CHAPTER V

JOHN DAY'S CONTEMPORARIES

ost notable of all the men who lived and worked with Day, was Reginald or Reyner Wolfe, of the Brazen Serpent in St. Paul's Churchyard. Much as we have to regret the scantiness of all material for a study of the lives of the early English printers, it is doubly felt in the case of Reginald Wolfe. The little that is made known to us is just sufficient to whet the appetite and kindle the curiosity. It reveals to us an active business man, evidently with large capital behind him, setting up as a bookseller, under the shadow of the great Cathedral, and rapidly becoming known to the learned and the rich. We see him passing backwards and forwards between this country and the book-fair at Frankfort, executing commissions for great nobles, and at the same time acting as the King's courier. Later on we find him adding the trade of printer to that of bookseller, and I have very little doubt that it was partly to the advice and influence of Reginald Wolfe that we owe the improvement that took place in John Day's printing after his return from abroad. As a printer he stands beside Day in the excellence of his workmanship, and he was the first in England who possessed any large stock of Greek type.

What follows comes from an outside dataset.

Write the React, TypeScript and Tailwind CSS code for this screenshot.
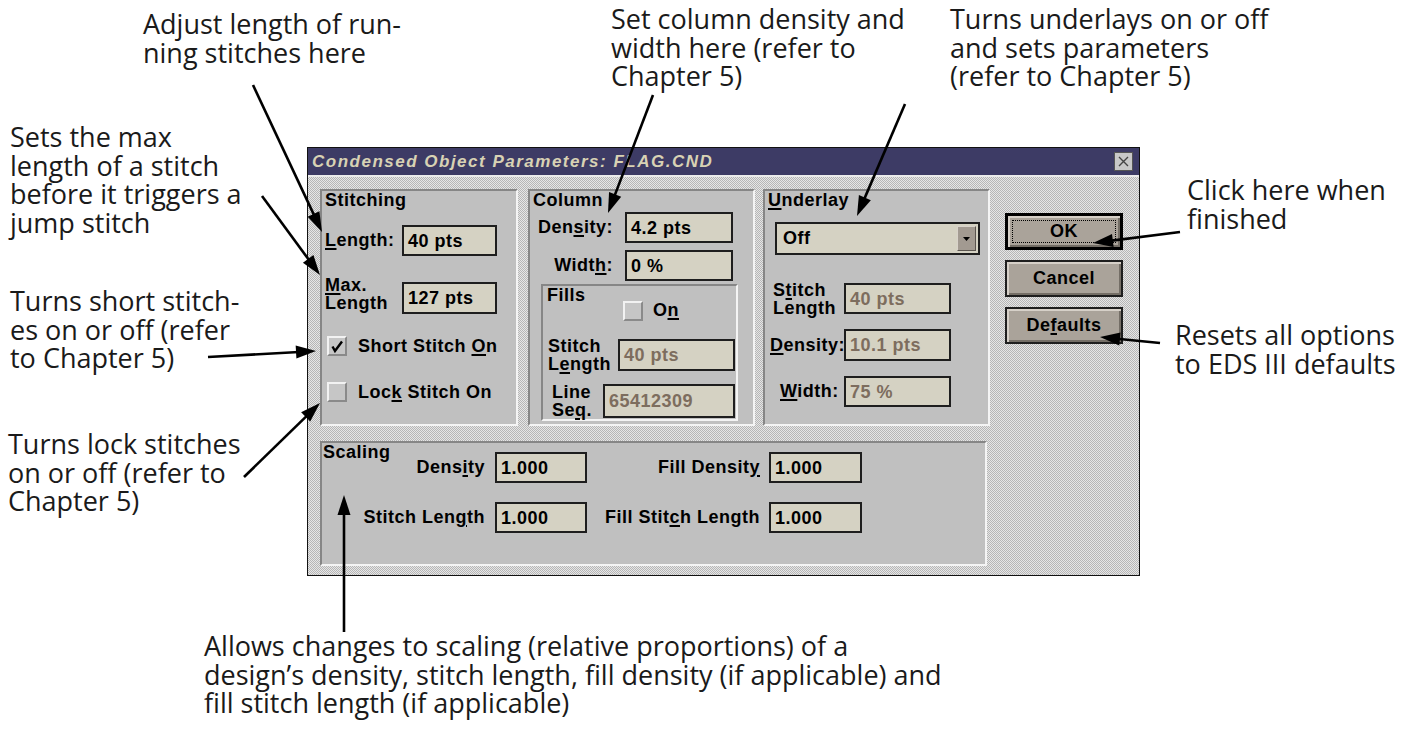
import React from "react";

const U = ({ children }: { children: React.ReactNode }) => (
  <span className="underline decoration-[1.5px] underline-offset-[2px]">{children}</span>
);

function Box({ className, children, dim }: { className: string; children: React.ReactNode; dim?: boolean }) {
  return (
    <div
      className={`flex shrink-0 items-center border-2 border-[#1e1e1e] bg-[#d5d2c3] pl-[4px] leading-none ${
        dim ? "text-[#7d6d5e]" : "text-black"
      } ${className}`}
    >
      {children}
    </div>
  );
}

function Check({ checked }: { checked?: boolean }) {
  return (
    <div className="flex h-[20px] w-[20px] shrink-0 items-center justify-center border-2 border-t-[#f2f2f2] border-l-[#f2f2f2] border-b-[#8a8a8a] border-r-[#8a8a8a] bg-[#c6c6c6]">
      {checked && (
        <svg width="14" height="14" viewBox="0 0 14 14">
          <path d="M2.5 7.5 L5 12 L12 2.5" stroke="#000" strokeWidth="2.4" fill="none" />
        </svg>
      )}
    </div>
  );
}

function Group({ className, children }: { className: string; children: React.ReactNode }) {
  return (
    <div
      className={`flex flex-col border-2 border-t-[#868686] border-l-[#868686] border-b-[#f4f4f4] border-r-[#f4f4f4] bg-[#c0c0c0] ${className}`}
    >
      {children}
    </div>
  );
}

function Button({ children, main }: { children: React.ReactNode; main?: boolean }) {
  if (main) {
    return (
      <div className="relative flex h-[37px] w-[118px] items-center justify-center border-[3px] border-black bg-[#aaa39a] shadow-[inset_2px_2px_0_#d6d0c8,inset_-2px_-2px_0_#746e66]">
        <div className="absolute inset-[4px] border border-dotted border-black" />
        <span>{children}</span>
      </div>
    );
  }
  return (
    <div className="flex h-[37px] w-[118px] items-center justify-center border-2 border-[#1e1e1e] bg-[#aaa39a] shadow-[inset_2px_2px_0_#d6d0c8,inset_-2px_-2px_0_#746e66]">
      <span>{children}</span>
    </div>
  );
}

function Arrow({ x1, y1, x2, y2 }: { x1: number; y1: number; x2: number; y2: number }) {
  const dx = x2 - x1;
  const dy = y2 - y1;
  const L = Math.hypot(dx, dy);
  const ux = dx / L;
  const uy = dy / L;
  const hl = 20;
  const hw = 6.5;
  const bx = x2 - ux * hl;
  const by = y2 - uy * hl;
  const p1 = `${bx - uy * hw},${by + ux * hw}`;
  const p2 = `${bx + uy * hw},${by - ux * hw}`;
  return (
    <g>
      <line x1={x1} y1={y1} x2={bx + ux * 3} y2={by + uy * 3} stroke="#000" strokeWidth={2.6} />
      <polygon points={`${x2},${y2} ${p1} ${p2}`} fill="#000" />
    </g>
  );
}

function Dialog() {
  return (
    <div className="flex h-[429px] w-[833px] flex-col border border-[#111] font-['Liberation_Sans',Arial,sans-serif] text-[18px] font-bold tracking-[0.5px] text-black">
      <div className="flex h-[27px] items-center justify-between bg-[#3d3b65] pl-[4px] pr-[6px]">
        <span className="text-[17px] font-bold italic tracking-[1.5px] text-[#d8d2b4]">
          Condensed Object Parameters: FLAG.CND
        </span>
        <div className="flex h-[19px] w-[19px] items-center justify-center border border-[#555] bg-[#c8c8c8]">
          <svg width="11" height="11" viewBox="0 0 11 11">
            <path d="M1 1 L10 10 M10 1 L1 10" stroke="#444" strokeWidth="1.4" />
          </svg>
        </div>
      </div>
      <div className="flex flex-1 border-t-2 border-[#ececec] bg-[#d0d0d0] bg-[image:repeating-conic-gradient(#b6b6b6_0_25%,#e6e6e6_0_50%)] bg-[length:2px_2px] pl-[12px] pt-[12px]">
        <div className="flex w-[670px] flex-col">
          <div className="flex h-[237px]">
            {/* Stitching */}
            <Group className="h-full w-[198px] pl-[3px]">
              <div className="mt-[1px] h-[17px] leading-[17px]">Stitching</div>
              <div className="mt-[16px] flex h-[31px] items-center">
                <span className="w-[77px]">
                  <U>L</U>ength:
                </span>
                <Box className="h-[31px] w-[95px]">40 pts</Box>
              </div>
              <div className="mt-[26px] flex h-[32px] items-start">
                <span className="-mt-[6px] w-[77px] leading-[18px]">
                  <U>M</U>ax.
                  <br />
                  Length
                </span>
                <Box className="h-[32px] w-[95px]">127 pts</Box>
              </div>
              <div className="ml-[2px] mt-[22px] flex h-[20px] items-center">
                <Check checked />
                <span className="ml-[11px]">
                  Short Stitch <U>O</U>n
                </span>
              </div>
              <div className="ml-[2px] mt-[26px] flex h-[20px] items-center">
                <Check />
                <span className="ml-[11px]">
                  Loc<U>k</U> Stitch On
                </span>
              </div>
            </Group>

            {/* Column */}
            <Group className="ml-[10px] h-full w-[227px]">
              <div className="ml-[3px] mt-[1px] h-[17px] leading-[17px]">Column</div>
              <div className="mt-[3px] flex h-[31px] items-center">
                <span className="w-[83px] text-right">
                  Den<U>s</U>ity:
                </span>
                <Box className="ml-[12px] h-[31px] w-[108px]">4.2 pts</Box>
              </div>
              <div className="mt-[7px] flex h-[31px] items-center">
                <span className="w-[83px] text-right">
                  Widt<U>h</U>:
                </span>
                <Box className="ml-[12px] h-[31px] w-[108px]">0 %</Box>
              </div>
              <div className="ml-[11px] mt-[3px] flex h-[137px] w-[197px] flex-col border-2 border-t-[#868686] border-l-[#868686] border-b-[#f4f4f4] border-r-[#f4f4f4]">
                <div className="flex items-start">
                  <span className="ml-[4px] mt-[1px] w-[76px] leading-[17px]">Fills</span>
                  <div className="mt-[11px] flex items-center">
                    <Check />
                    <span className="ml-[10px]">
                      O<U>n</U>
                    </span>
                  </div>
                </div>
                <div className="mt-[15px] flex h-[32px] items-center">
                  <span className="ml-[5px] w-[70px] leading-[18px]">
                    Stitch
                    <br />
                    L<U>e</U>ngth
                  </span>
                  <Box className="h-[32px] w-[117px]" dim>
                    40 pts
                  </Box>
                </div>
                <div className="mt-[13px] flex h-[34px] items-center">
                  <span className="ml-[9px] w-[51px] leading-[18px]">
                    Line
                    <br />
                    Se<U>q</U>.
                  </span>
                  <Box className="h-[34px] w-[132px]" dim>
                    65412309
                  </Box>
                </div>
              </div>
            </Group>

            {/* Underlay */}
            <Group className="ml-[8px] h-full w-[227px]">
              <div className="ml-[3px] mt-[1px] h-[17px] leading-[17px]">
                <U>U</U>nderlay
              </div>
              <div className="ml-[10px] mt-[13px] flex h-[33px] w-[205px] items-center justify-between border-2 border-[#1e1e1e] bg-[#d5d2c3] pl-[6px] pr-[2px]">
                <span>Off</span>
                <div className="flex h-[25px] w-[19px] items-center justify-center border border-t-[#d8d2ca] border-l-[#d8d2ca] border-b-[#5a544e] border-r-[#5a544e] bg-[#a29a91]">
                  <svg width="7" height="4" viewBox="0 0 7 4">
                    <path d="M0 0 H7 L3.5 4 Z" fill="#000" />
                  </svg>
                </div>
              </div>
              <div className="mt-[28px] flex h-[31px] items-center">
                <span className="ml-[8px] w-[71px] leading-[18px]">
                  S<U>t</U>itch
                  <br />
                  Length
                </span>
                <Box className="h-[31px] w-[107px]" dim>
                  40 pts
                </Box>
              </div>
              <div className="mt-[15px] flex h-[32px] items-center">
                <span className="ml-[5px] w-[74px]">
                  <U>D</U>ensity:
                </span>
                <Box className="h-[32px] w-[107px]" dim>
                  10.1 pts
                </Box>
              </div>
              <div className="mt-[15px] flex h-[31px] items-center">
                <span className="ml-[15px] w-[64px]">
                  <U>W</U>idth:
                </span>
                <Box className="h-[31px] w-[107px]" dim>
                  75 %
                </Box>
              </div>
            </Group>
          </div>

          {/* Scaling */}
          <Group className="mt-[15px] h-[125px] w-[667px]">
            <div className="ml-[1px] mt-[1px] h-[8px] leading-[17px]">Scaling</div>
            <div className="flex h-[31px] items-center">
              <span className="w-[163px] text-right">
                Dens<U>i</U>ty
              </span>
              <Box className="ml-[10px] h-[31px] w-[92px]">1.000</Box>
              <span className="w-[173px] text-right">
                Fill Densit<U>y</U>
              </span>
              <Box className="ml-[9px] h-[31px] w-[93px]">1.000</Box>
            </div>
            <div className="mt-[19px] flex h-[31px] items-center">
              <span className="w-[163px] text-right">
                Stitch Len<U>g</U>th
              </span>
              <Box className="ml-[10px] h-[31px] w-[92px]">1.000</Box>
              <span className="w-[173px] text-right">
                Fill Stit<U>c</U>h Length
              </span>
              <Box className="ml-[9px] h-[31px] w-[93px]">1.000</Box>
            </div>
          </Group>
        </div>

        {/* Buttons */}
        <div className="ml-[15px] mt-[24px] flex flex-col gap-[10px]">
          <Button main>OK</Button>
          <Button>Cancel</Button>
          <Button>
            De<U>f</U>aults
          </Button>
        </div>
      </div>
    </div>
  );
}

export default function App() {
  const note = "absolute font-['Open_Sans','Noto_Sans',sans-serif] text-[27px] leading-[28.5px] text-[#1a1a1a] whitespace-nowrap";
  return (
    <div className="relative h-[743px] w-[1413px] overflow-hidden bg-white">
      <div className="pl-[307px] pt-[147px]">
        <Dialog />
      </div>

      <div className={`${note} left-[143px] top-[10px]`}>
        Adjust length of run-
        <br />
        ning stitches here
      </div>
      <div className={`${note} left-[10px] top-[123px]`}>
        Sets the max
        <br />
        length of a stitch
        <br />
        before it triggers a
        <br />
        jump stitch
      </div>
      <div className={`${note} left-[10px] top-[287px]`}>
        Turns short stitch-
        <br />
        es on or off (refer
        <br />
        to Chapter 5)
      </div>
      <div className={`${note} left-[8px] top-[430px]`}>
        Turns lock stitches
        <br />
        on or off (refer to
        <br />
        Chapter 5)
      </div>
      <div className={`${note} left-[611px] top-[5px]`}>
        Set column density and
        <br />
        width here (refer to
        <br />
        Chapter 5)
      </div>
      <div className={`${note} left-[950px] top-[5px]`}>
        Turns underlays on or off
        <br />
        and sets parameters
        <br />
        (refer to Chapter 5)
      </div>
      <div className={`${note} left-[1187px] top-[176px]`}>
        Click here when
        <br />
        finished
      </div>
      <div className={`${note} left-[1175px] top-[321px]`}>
        Resets all options
        <br />
        to EDS III defaults
      </div>
      <div className={`${note} left-[204px] top-[632px]`}>
        Allows changes to scaling (relative proportions) of a
        <br />
        design’s density, stitch length, fill density (if applicable) and
        <br />
        fill stitch length (if applicable)
      </div>

      <svg className="pointer-events-none absolute left-0 top-0" width="1413" height="743">
        <Arrow x1={253} y1={85} x2={322} y2={232} />
        <Arrow x1={262} y1={196} x2={320} y2={275} />
        <Arrow x1={208} y1={357} x2={316} y2={351} />
        <Arrow x1={244} y1={477} x2={320} y2={403} />
        <Arrow x1={344} y1={632} x2={344} y2={495} />
        <Arrow x1={653} y1={95} x2={608} y2={213} />
        <Arrow x1={905} y1={104} x2={857} y2={216} />
        <Arrow x1={1180} y1={232} x2={1093} y2={243} />
        <Arrow x1={1160} y1={343} x2={1100} y2={337} />
      </svg>
    </div>
  );
}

Reyner Wolfe was a native of Dretunhe(?), in Gelderland, as shown by the letters of denization which he took out on the 2nd January 1533-4. (State Papers, Hen. 8. vol. 6. No. 105.) He had been established in Saint Paul's Churchyard some years before this, however, as in a letter from Thomas Tebold to the Earl of Wiltshire, dated the 4th April 1530, he says he has arrived at Frankfort, and hopes to hear from his lordship through 'Reygnard Wolf, bookseller, of St. Pauls Churchyard, London, who will be here in two days.'

Again, in 1539, in the same series of Letters and Papers (vol. xiv. pt. 2. No. 781), is an entry of the payment of 100s. to 'Rayner Wolf' for conveying the King's letters to Christopher Mounte, his Grace's agent in 'High Almayne'. But it was not until 1542 that he began to print. The British Museum fortunately possesses copies of all his early works as a printer, which began with several of the writings of John Leland the antiquary. The first was Naeniae in mortem T. Viati, Equitis incomparabilis, Joanne Lelando, antiquario, authore, a quarto, printed in a well-cut fount of Roman. This was followed in the same year by Genethliacon, a work specially written by Leland for Prince Edward, with a dedication to Prince Henry, the first part being printed in Italic and the second in Roman type. On the verso of the last leaf is the printer's very beautiful device of children throwing at an apple-tree, certainly one of the most artistic devices in use amongst the printers of that time.

Fig. 22.—Wolfe's Device.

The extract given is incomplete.